* START *

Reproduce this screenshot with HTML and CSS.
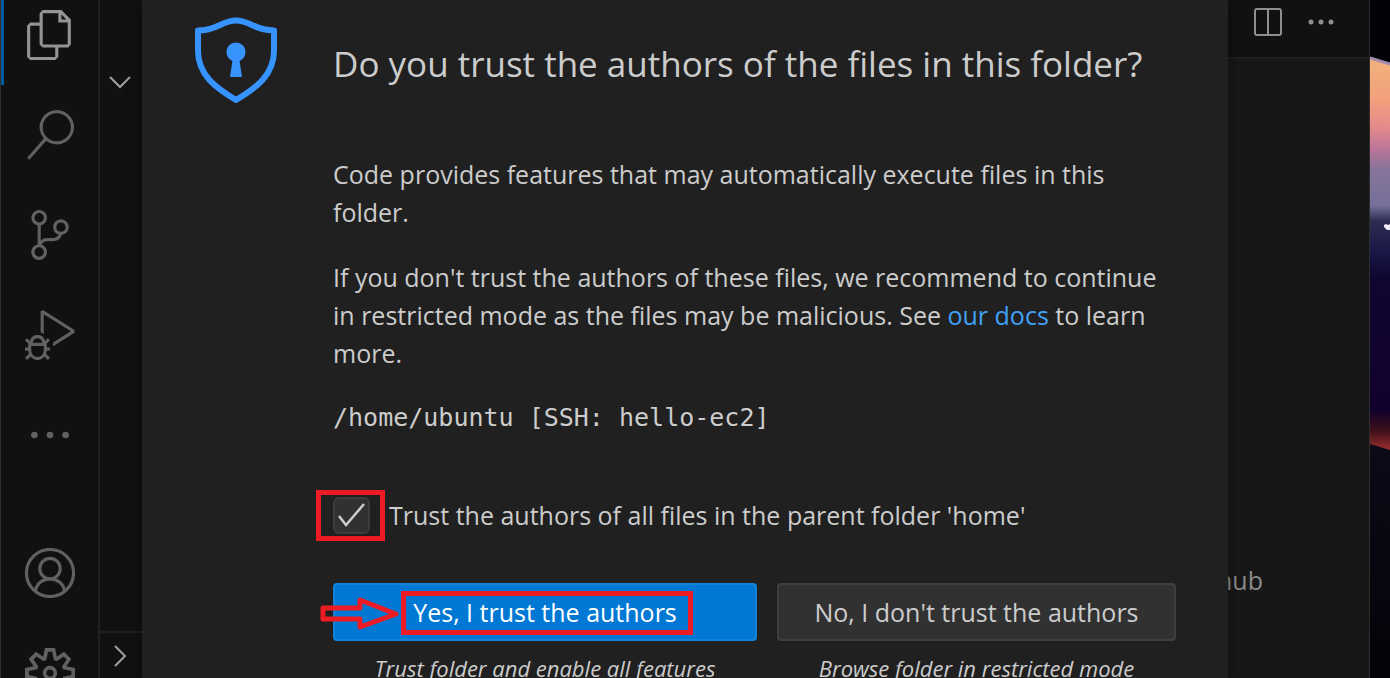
FILE: index.html
```html
<!DOCTYPE html>
<html lang="en">
<head>
<meta charset="utf-8">
<meta name="viewport" content="width=device-width, initial-scale=1">
<title>Workspace Trust</title>
<link rel="stylesheet" href="styles.css">
</head>
<body>
<div class="desktop">
  <div class="window">
    <nav class="activity-bar" aria-label="Activity bar">
      <div class="activity-group activity-top">
        <button class="activity active" aria-label="Explorer"><svg viewBox="0 0 24 24"><path d="M17.5 0h-9L7 1.5V6H2.5L1 7.5v15.07L2.5 24h12.07L16 22.57V18h4.7l1.3-1.43V4.5L17.5 0zm0 2.12l2.38 2.38H17.5V2.12zm-3 20.38h-12v-15H7v9.07L8.5 18h6v4.5zm6-6h-12v-15H16V6h4.5v10.5z"/></svg></button>
        <button class="activity" aria-label="Search"><svg viewBox="0 0 24 24"><path d="M15.25 0a8.25 8.25 0 0 0-6.18 13.72L1 22.88l1.12 1 8.05-9.12A8.251 8.251 0 1 0 15.25.01V0zm0 15a6.75 6.75 0 1 1 0-13.5 6.75 6.75 0 0 1 0 13.5z"/></svg></button>
        <button class="activity" aria-label="Source control"><svg viewBox="0 0 24 24"><path d="M21.007 8.222A3.738 3.738 0 0 0 15.045 5.2a3.737 3.737 0 0 0 1.156 6.583 2.988 2.988 0 0 1-2.668 1.67h-2.99a4.456 4.456 0 0 0-2.989 1.165V7.4a3.737 3.737 0 1 0-1.494 0v9.117a3.776 3.776 0 1 0 1.816.099 2.99 2.99 0 0 1 2.668-1.667h2.99a4.484 4.484 0 0 0 4.223-3.039 3.736 3.736 0 0 0 3.25-3.687zM4.565 3.738a2.242 2.242 0 1 1 4.484 0 2.242 2.242 0 0 1-4.484 0zm4.484 16.441a2.242 2.242 0 1 1-4.484 0 2.242 2.242 0 0 1 4.484 0zm8.221-9.715a2.242 2.242 0 1 1 0-4.485 2.242 2.242 0 0 1 0 4.485z"/></svg></button>
        <button class="activity" aria-label="Run and debug"><svg viewBox="0 0 24 24"><path d="M10.94 13.5l-1.32 1.32a3.73 3.73 0 0 0-7.24 0L1.06 13.5 0 14.56l1.72 1.72-.22.22V18H0v1.5h1.5v.08c.077.489.214.966.41 1.42L0 22.94 1.06 24l1.65-1.65A4.308 4.308 0 0 0 6 24a4.31 4.31 0 0 0 3.29-1.65L10.94 24 12 22.94 10.09 21c.198-.464.336-.951.41-1.45v-.1H12V18h-1.5v-1.5l-.22-.22L12 14.56l-1.06-1.06zM6 13.5a2.25 2.25 0 0 1 2.25 2.25h-4.5A2.25 2.25 0 0 1 6 13.5zm3 6a3.33 3.33 0 0 1-3 3 3.33 3.33 0 0 1-3-3v-2.25h6v2.25zm14.76-9.9v1.26L13.5 17.37V15.6l8.5-5.37L9 2v9.46a5.07 5.07 0 0 0-1.5-.72V.63L8.64 0l15.12 9.6z"/></svg></button>
        <button class="activity" aria-label="Additional views"><svg viewBox="0 0 24 24"><circle cx="4.5" cy="12" r="1.6"/><circle cx="12" cy="12" r="1.6"/><circle cx="19.5" cy="12" r="1.6"/></svg></button>
      </div>
      <div class="activity-group activity-bottom">
        <button class="activity" aria-label="Accounts"><svg viewBox="0 0 24 24" class="outline"><circle cx="12" cy="12" r="11.3"/><circle cx="12" cy="9.9" r="4.9"/><path d="M5 20.7C5.6 17 8.6 14.8 12 14.8S18.400 17 19 20.700"/></svg></button>
        <button class="activity" aria-label="Manage"><svg viewBox="0 0 24 24"><path fill-rule="evenodd" d="M19.85 8.75l4.15.83v4.84l-4.15.83 2.35 3.52-3.43 3.43-3.52-2.35-.83 4.15H9.58l-.83-4.15-3.52 2.35-3.43-3.43 2.35-3.52L0 14.42V9.58l4.15-.83L1.8 5.23 5.23 1.8l3.52 2.35L9.58 0h4.84l.83 4.15 3.52-2.35 3.43 3.43-2.35 3.52zm-1.57 5.07l4-.81v-2l-4-.81-.54-1.3 2.29-3.43-1.43-1.43-3.43 2.29-1.3-.54-.81-4h-2l-.81 4-1.3.54-3.43-2.29-1.43 1.43L6.38 8.9l-.54 1.3-4 .81v2l4 .81.54 1.3-2.29 3.43 1.43 1.43 3.43-2.29 1.3.54.81 4h2l.81-4 1.3-.54 3.43 2.29 1.43-1.43-2.29-3.43.54-1.3zm-8.186-4.672A3.43 3.43 0 0 1 12 8.57 3.44 3.44 0 0 1 15.43 12a3.43 3.43 0 1 1-5.336-2.852zm.956 4.274c.281.188.612.288.95.288A1.7 1.7 0 0 0 13.71 12a1.71 1.71 0 1 0-2.66 1.422z"/></svg></button>
      </div>
    </nav>
    <aside class="sidebar">
      <button class="section-toggle" aria-label="Collapse section"><svg viewBox="0 0 22 22"><path d="M1 6l10 10L21 6"/></svg></button>
      <button class="section-toggle section-last" aria-label="Expand section"><svg viewBox="0 0 22 22"><path d="M6 1l10 10L6 21"/></svg></button>
    </aside>
    <main class="editor">
      <div class="editor-actions">
        <button class="action" aria-label="Split editor"><svg viewBox="0 0 28 28"><rect x="1" y="1" width="26" height="26" rx="2"/><path d="M14 1v26"/></svg></button>
        <button class="action" aria-label="More actions"><svg viewBox="0 0 28 28" class="solid"><circle cx="4" cy="14" r="2.500"/><circle cx="14" cy="14" r="2.500"/><circle cx="24" cy="14" r="2.500"/></svg></button>
      </div>
      <div class="editor-body"><span>hub</span></div>
    </main>

    <div class="modal-layer">
      <section class="dialog" role="dialog" aria-labelledby="dialog-title">
        <svg class="shield" viewBox="0 0 82 86"><path class="shield-line" d="M3 13.500C22 13.500 27 3.500 41 3.500s19 10 38 10V34c0 24-18 37-38 49C21 71 3 58 3 34z"/><circle class="shield-key" cx="41" cy="35" r="9.600"/><path class="shield-key" d="M38 40h6l3 20H35z"/></svg>
        <div class="content">
          <h1 id="dialog-title">Do you trust the authors of the files in this folder?</h1>
          <div class="message">
            <p>Code provides features that may automatically execute files in this folder.</p>
            <p>If you don't trust the authors of these files, we recommend to continue in restricted mode as the files may be malicious. See <a href="#docs">our docs</a> to learn more.</p>
            <p class="path">/home/ubuntu [SSH: hello-ec2]</p>
          </div>
          <div class="trust-parent">
            <input type="checkbox" id="parent" checked>
            <label for="parent">Trust the authors of all files in the parent folder 'home'</label>
            <span class="mark mark-check"></span>
          </div>
          <div class="choices">
            <div class="choice">
              <button class="primary" aria-describedby="yes-note"><span class="button-text">Yes, I trust the authors<span class="mark mark-button"></span></span></button>
              <svg class="arrow" viewBox="0 0 80 34"><path d="M3 11h37V3l36 14-36 13v-8H3z"/></svg>
              <p class="note" id="yes-note">Trust folder and enable all features</p>
            </div>
            <div class="choice">
              <button class="secondary" aria-describedby="no-note">No, I don't trust the authors</button>
              <p class="note" id="no-note">Browse folder in restricted mode</p>
            </div>
          </div>
        </div>
      </section>
    </div>
  </div>
  <svg class="wallpaper" viewBox="0 0 20 678" preserveAspectRatio="none" aria-hidden="true">
    <defs>
      <linearGradient id="sky" gradientUnits="userSpaceOnUse" x1="0" y1="56" x2="0" y2="450">
        <stop offset="0" stop-color="#f2b47c"/><stop offset=".11" stop-color="#f2a07c"/><stop offset=".18" stop-color="#e58a8c"/><stop offset=".24" stop-color="#b87498"/><stop offset=".29" stop-color="#86749a"/><stop offset=".38" stop-color="#75709a"/><stop offset=".42" stop-color="#2d2b50"/><stop offset=".49" stop-color="#1b1a48"/><stop offset=".56" stop-color="#0f0630"/><stop offset=".9" stop-color="#12002c"/><stop offset=".95" stop-color="#3c1018"/><stop offset="1" stop-color="#9a2c30"/>
      </linearGradient>
      <linearGradient id="ground" x1="0" y1="0" x2="0" y2="1"><stop offset="0" stop-color="#0d0918"/><stop offset="1" stop-color="#040308"/></linearGradient>
    </defs>
    <path fill="#030208" d="M0 0h20v70H0z"/>
    <path fill="url(#sky)" d="M0 57l20 6v388H0z"/>
    <path fill="none" stroke="#a48bb0" stroke-width="3" d="M0 58l20 6"/>
    <path fill="#f4ecf8" d="M14 225l2-1 2 1 2-1v6h-3l-3-3z"/>
    <path fill="url(#ground)" d="M0 444l20 6v228H0z"/>
  </svg>
</div>
</body>
</html>
```
FILE: styles.css
```css
* { box-sizing: border-box; }
body {
  margin: 0;
  background: #050308;
  color: #cccccc;
  font-family: "Open Sans", "Noto Sans", sans-serif;
  font-size: 25px;
  line-height: 38px;
}
h1, p { margin: 0; font-weight: 400; }
button { border: 0; padding: 0; background: none; color: inherit; font: inherit; cursor: pointer; }

.desktop { display: flex; height: 100vh; overflow: hidden; }
.window {
  position: relative;
  flex: 1;
  display: flex;
  min-width: 0;
  background: #171717;
  border: solid #2d2d2d;
  border-width: 0 1px;
}
.wallpaper { display: block; width: 20px; height: 100%; }

.activity-bar {
  flex: none;
  display: flex;
  flex-direction: column;
  justify-content: space-between;
  width: 99px;
  background: #111111;
  border-right: 2px solid #1f1f1f;
}
.activity-group { display: flex; flex-direction: column; }
.activity-top { margin-top: -15px; }
.activity-bottom { margin-bottom: -45px; }
.activity { display: grid; place-items: center; height: 100px; color: #616161; }
.activity svg { width: 50px; height: 50px; fill: currentColor; }
.activity .outline { fill: none; stroke: currentColor; stroke-width: 1.5; }
.activity.active { color: #949494; box-shadow: inset 3px 0 #005a9e; }

.sidebar {
  flex: none;
  display: flex;
  flex-direction: column;
  justify-content: space-between;
  width: 42px;
  padding-top: 58px;
  background: #111111;
}
.section-toggle { display: flex; align-items: center; height: 47px; padding-left: 9px; }
.section-toggle svg { width: 22px; height: 22px; fill: none; stroke: #a0a0a0; stroke-width: 2; }
.section-last { border-top: 2px solid #1f1f1f; }

.editor { flex: 1; display: flex; flex-direction: column; min-width: 0; }
.editor-actions {
  display: flex;
  justify-content: flex-end;
  gap: 25px;
  padding: 8px 34px 21px;
  background: #111111;
  border-bottom: 2px solid #1f1f1f;
}
.action { display: block; height: 28px; }
.action svg { display: block; width: 28px; height: 28px; fill: none; stroke: #8f8f8f; stroke-width: 2; }
.action .solid { fill: #8f8f8f; stroke: none; }
.editor-body {
  flex: 1;
  display: flex;
  align-items: flex-end;
  justify-content: flex-end;
  padding: 0 106px 79px 0;
  color: #8c8c8c;
}

.modal-layer { position: absolute; inset: 0; display: flex; justify-content: center; align-items: flex-start; }
.dialog {
  display: flex;
  gap: 56px;
  width: 1086px;
  max-width: 100%;
  min-height: 100%;
  padding: 17px 52px 0 53px;
  background: #202020;
  box-shadow: 0 0 16px rgba(0, 0, 0, 0.36);
}
.shield { flex: none; width: 82px; height: 86px; }
.shield-line { fill: none; stroke: #3794ff; stroke-width: 6; stroke-linejoin: round; }
.shield-key { fill: #3794ff; }
.content { flex: 1; min-width: 0; padding-top: 22px; }
h1 { font-size: 35px; line-height: 50px; }
.message { display: flex; flex-direction: column; gap: 27px; padding-top: 66px; }
a { color: #40a0f8; text-decoration: none; }
.path { font-family: "DejaVu Sans Mono", monospace; }

.trust-parent { position: relative; display: flex; align-items: center; gap: 19px; padding-top: 59px; }
.trust-parent input {
  appearance: none;
  flex: none;
  width: 37px;
  height: 37px;
  margin: 0;
  border: 2px solid #3c3c3c;
  border-radius: 6px;
  background: #313131;
}
.trust-parent input:checked {
  background: #313131 url("data:image/svg+xml,%3Csvg xmlns='http://www.w3.org/2000/svg' viewBox='0 0 33 33'%3E%3Cpath d='M4 17l7 9L29 5' fill='none' stroke='%23cccccc' stroke-width='2.500'/%3E%3C/svg%3E") center / 33px 33px no-repeat;
}

.choices { display: grid; grid-template-columns: 424fr 399fr; gap: 20px; padding-top: 49px; }
.choice { position: relative; text-align: center; }
.choice button { display: block; width: 100%; height: 58px; border: 2px solid #3e3e3e; border-radius: 4px; }
.choice .primary { background: #0078d4; border-color: #1482d7; color: #ffffff; }
.choice .secondary { background: #313131; }
.note { padding-top: 8px; font-size: 22px; font-style: italic; }

/* Red highlight marks laid over the controls */
.mark { position: absolute; border: 5px solid #ed1c24; pointer-events: none; }
.mark-check { left: -17px; bottom: -7px; width: 69px; height: 51px; }
.button-text { position: relative; display: inline-block; }
.mark-button { inset: -2px -16px -4px -12px; }
.arrow { position: absolute; left: -13px; top: 14px; width: 80px; height: 34px; fill: none; stroke: #ed1c24; stroke-width: 5; stroke-linejoin: round; }
```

* END *

Return all the lines that contain the string "this".

**ANSWER IN FULL**
Reproduce this screenshot with HTML and CSS.
          <h1 id="dialog-title">Do you trust the authors of the files in this folder?</h1>
            <p>Code provides features that may automatically execute files in this folder.</p>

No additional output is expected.